◆ Record list:
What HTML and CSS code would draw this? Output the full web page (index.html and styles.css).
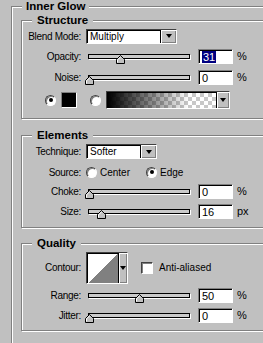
FILE: index.html
```html
<!doctype html>
<html lang="en">
<head>
    <meta charset="UTF-8">
    <title>Inner Glow</title>
    <link rel="stylesheet" href="styles.css">
</head>
<body>
<!-- outer group -->
<fieldset class="group">
    <legend>Inner Glow</legend>

    <!-- Structure -->
    <fieldset class="box structure">
        <legend>Structure</legend>
        <div class="row row-blend">
            <span class="label">Blend Mode:</span>
            <div class="select blend"><span class="value">Multiply</span><span class="drop"></span></div>
        </div>
        <div class="row row-opacity">
            <span class="label">Opacity:</span>
            <div class="slider">
                <span class="thumb" style="left: 31%"><svg width="9" height="9" viewBox="0 0 9 9"><polygon points="4.5,0.5 8.5,4.5 8.5,8.5 0.5,8.5 0.5,4.5" fill="#c0c0c0" stroke="#000"/><polyline points="1.5,7.5 1.5,4.9 4.5,1.9" fill="none" stroke="#fff"/></svg></span>
            </div>
            <div class="field"><span class="sel">31</span></div>
            <span class="unit">%</span>
        </div>
        <div class="row row-noise">
            <span class="label">Noise:</span>
            <div class="slider">
                <span class="thumb" style="left: 0%"><svg width="9" height="9" viewBox="0 0 9 9"><polygon points="4.5,0.5 8.5,4.5 8.5,8.5 0.5,8.5 0.5,4.5" fill="#c0c0c0" stroke="#000"/><polyline points="1.5,7.5 1.5,4.9 4.5,1.9" fill="none" stroke="#fff"/></svg></span>
            </div>
            <div class="field">0</div>
            <span class="unit">%</span>
        </div>
        <div class="row row-color">
            <span class="radio checked"></span>
            <span class="swatch"></span>
            <span class="radio radio-grad"></span>
            <div class="gradient"><span class="grad-fill"></span><span class="drop"></span></div>
        </div>
    </fieldset>

    <!-- Elements -->
    <fieldset class="box elements">
        <legend>Elements</legend>
        <div class="row row-tech">
            <span class="label">Technique:</span>
            <div class="select technique"><span class="value">Softer</span><span class="drop"></span></div>
        </div>
        <div class="row row-source">
            <span class="label">Source:</span>
            <span class="option option-center"><span class="radio"></span>Center</span>
            <span class="option"><span class="radio checked"></span>Edge</span>
        </div>
        <div class="row row-choke">
            <span class="label">Choke:</span>
            <div class="slider">
                <span class="thumb" style="left: 0%"><svg width="9" height="9" viewBox="0 0 9 9"><polygon points="4.5,0.5 8.5,4.5 8.5,8.5 0.5,8.5 0.5,4.5" fill="#c0c0c0" stroke="#000"/><polyline points="1.5,7.5 1.5,4.9 4.5,1.9" fill="none" stroke="#fff"/></svg></span>
            </div>
            <div class="field">0</div>
            <span class="unit">%</span>
        </div>
        <div class="row row-size">
            <span class="label">Size:</span>
            <div class="slider">
                <span class="thumb" style="left: 12%"><svg width="9" height="9" viewBox="0 0 9 9"><polygon points="4.5,0.5 8.5,4.5 8.5,8.5 0.5,8.5 0.5,4.5" fill="#c0c0c0" stroke="#000"/><polyline points="1.5,7.5 1.5,4.9 4.5,1.9" fill="none" stroke="#fff"/></svg></span>
            </div>
            <div class="field">16</div>
            <span class="unit">px</span>
        </div>
    </fieldset>

    <!-- Quality -->
    <fieldset class="box quality">
        <legend>Quality</legend>
        <div class="row row-contour">
            <span class="label">Contour:</span>
            <div class="contour"><span class="curve"></span><span class="drop"></span></div>
            <span class="check"></span>
            <span class="check-label">Anti-aliased</span>
        </div>
        <div class="row row-range">
            <span class="label">Range:</span>
            <div class="slider">
                <span class="thumb" style="left: 50%"><svg width="9" height="9" viewBox="0 0 9 9"><polygon points="4.5,0.5 8.5,4.5 8.5,8.5 0.5,8.5 0.5,4.5" fill="#c0c0c0" stroke="#000"/><polyline points="1.5,7.5 1.5,4.9 4.5,1.9" fill="none" stroke="#fff"/></svg></span>
            </div>
            <div class="field">50</div>
            <span class="unit">%</span>
        </div>
        <div class="row row-jitter">
            <span class="label">Jitter:</span>
            <div class="slider">
                <span class="thumb" style="left: 0%"><svg width="9" height="9" viewBox="0 0 9 9"><polygon points="4.5,0.5 8.5,4.5 8.5,8.5 0.5,8.5 0.5,4.5" fill="#c0c0c0" stroke="#000"/><polyline points="1.5,7.5 1.5,4.9 4.5,1.9" fill="none" stroke="#fff"/></svg></span>
            </div>
            <div class="field">0</div>
            <span class="unit">%</span>
        </div>
    </fieldset>
</fieldset>
</body>
</html>
```

FILE: styles.css
```css
* {
    box-sizing: border-box;
}

html,
body {
    margin: 0;
    overflow: hidden;
}

body {
    background: #c0c0c0;
    color: #000;
    font: 10px "Liberation Sans", Arial, sans-serif;
}

/* etched group boxes */
fieldset {
    margin: 0;
    min-width: 0;
    border: 1px solid #808080;
    box-shadow: inset 1px 1px 0 #fff, 1px 1px 0 #fff;
}

legend {
    font: bold 11.5px/12px "Liberation Sans", Arial, sans-serif;
    background: #c0c0c0;
}

.group {
    margin-left: 11px;
    width: 300px;
    padding: 2px 0 40px 9px;
}

.group > legend {
    margin-left: 1px;
    padding: 0 4px;
}

.box {
    padding: 0;
}

.box > legend {
    margin-left: 10px;
    padding: 0 5px;
}

.structure {
    padding-bottom: 6px;
}

.elements {
    margin-top: 10px;
    padding-bottom: 5px;
}

.quality {
    margin-top: 9px;
    padding-bottom: 4px;
}

/* rows */
.row {
    display: flex;
    align-items: center;
}

.row-blend { height: 20px; }
.row-opacity { height: 20px; }
.row-noise { height: 22px; }
.row-color { height: 24px; padding-left: 23px; }
.row-tech { height: 21px; }
.row-source { height: 20px; }
.row-choke { height: 18px; }
.row-size { height: 22px; }
.row-contour { height: 37px; }
.row-range { height: 18px; }
.row-jitter { height: 22px; }

.label {
    width: 59px;
    margin-right: 5px;
    text-align: right;
    white-space: nowrap;
    letter-spacing: -0.3px;
}

/* popup menus */
.select {
    display: flex;
    height: 15px;
    background: #fff;
    border: 1px solid;
    border-color: #404040 #fff #fff #404040;
    box-shadow: inset 1px 1px 0 #000;
}

.blend {
    width: 91px;
}

.technique {
    width: 71px;
}

.select .value {
    flex: 1;
    padding: 1px 0 0 3px;
    line-height: 12px;
}

.drop {
    position: relative;
    width: 16px;
    background: #c0c0c0;
    border-left: 1px solid #000;
    box-shadow: inset 1px 1px 0 #fff, inset -1px -1px 0 #808080;
}

.drop:after {
    content: "";
    position: absolute;
    left: 50%;
    top: 50%;
    margin: -2px 0 0 -3px;
    border-left: 3.5px solid transparent;
    border-right: 3.5px solid transparent;
    border-top: 4px solid #000;
}

/* sliders */
.slider {
    position: relative;
    width: 102px;
    height: 5px;
    margin-left: 2px;
    background: #cacaca;
    border: 1px solid #000;
    box-shadow: 1px 1px 0 #fff;
}

.thumb {
    position: absolute;
    top: 0;
    margin-left: -4.5px;
    width: 9px;
    height: 9px;
}

.thumb svg {
    display: block;
}

/* text fields */
.field {
    width: 35px;
    height: 15px;
    margin-left: 8px;
    padding: 1px 0 0 3px;
    line-height: 12px;
    font-size: 11px;
    background: #fff;
    border: 1px solid;
    border-color: #808080 #fff #fff #808080;
    box-shadow: inset 1px 1px 0 #000;
}

.field .sel {
    background: #000080;
    color: #fff;
    padding: 0 1px;
}

.unit {
    margin-left: 4px;
    font-size: 11px;
}

/* radios and swatches */
.radio {
    display: inline-block;
    position: relative;
    width: 11px;
    height: 11px;
    border-radius: 50%;
    background: #fff;
    border: 1px solid;
    border-color: #404040 #fff #fff #404040;
    box-shadow: inset 1px 1px 0 #808080;
}

.radio.checked:after {
    content: "";
    position: absolute;
    left: 2.5px;
    top: 2.5px;
    width: 4px;
    height: 4px;
    border-radius: 50%;
    background: #000;
}

.swatch {
    width: 16px;
    height: 16px;
    margin-left: 5px;
    background: #000;
    border: 1px solid;
    border-color: #808080 #fff #fff #808080;
}

.radio-grad {
    margin-left: 13px;
}

.gradient {
    display: flex;
    width: 124px;
    height: 18px;
    margin-left: 5px;
    border: 1px solid;
    border-color: #404040 #fff #fff #404040;
    box-shadow: inset 1px 1px 0 #000;
}

.grad-fill {
    flex: 1;
    margin: 1px 0 0 1px;
    background:
        linear-gradient(to right, #000, rgba(0, 0, 0, 0) 75%),
        repeating-conic-gradient(#c8c8c8 0 25%, #fff 0 50%) 0 0 / 8px 8px;
}

.gradient .drop {
    width: 13px;
}

.option {
    display: flex;
    align-items: center;
}

.option .radio {
    margin-right: 3px;
}

.option-center {
    width: 60px;
}

/* contour picker */
.contour {
    display: flex;
    width: 42px;
    height: 32px;
    border: 1px solid;
    border-color: #404040 #fff #fff #404040;
    box-shadow: inset 1px 1px 0 #000;
}

.curve {
    width: 30px;
    margin: 1px 0 0 1px;
    background: linear-gradient(to top left, #808080 50%, #fff 50%);
}

.contour .drop {
    flex: 1;
}

.check {
    width: 12px;
    height: 12px;
    margin-left: 13px;
    background: #fff;
    border: 1px solid;
    border-color: #404040 #fff #fff #404040;
    box-shadow: inset 1px 1px 0 #808080;
}

.check-label {
    margin-left: 6px;
}
```
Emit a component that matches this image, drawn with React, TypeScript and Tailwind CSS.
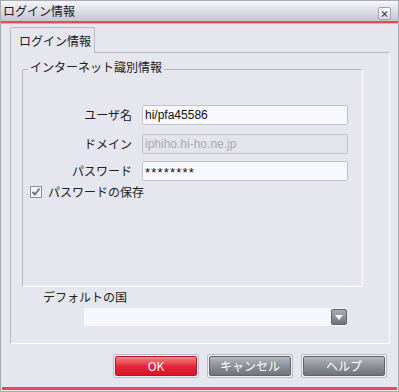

◆ Written problem: Find and copy each line above that includes the string "this".

◆ The completed task:
What HTML and CSS code would draw this? Output the full web page (index.html and styles.css).
Emit a component that matches this image, drawn with React, TypeScript and Tailwind CSS.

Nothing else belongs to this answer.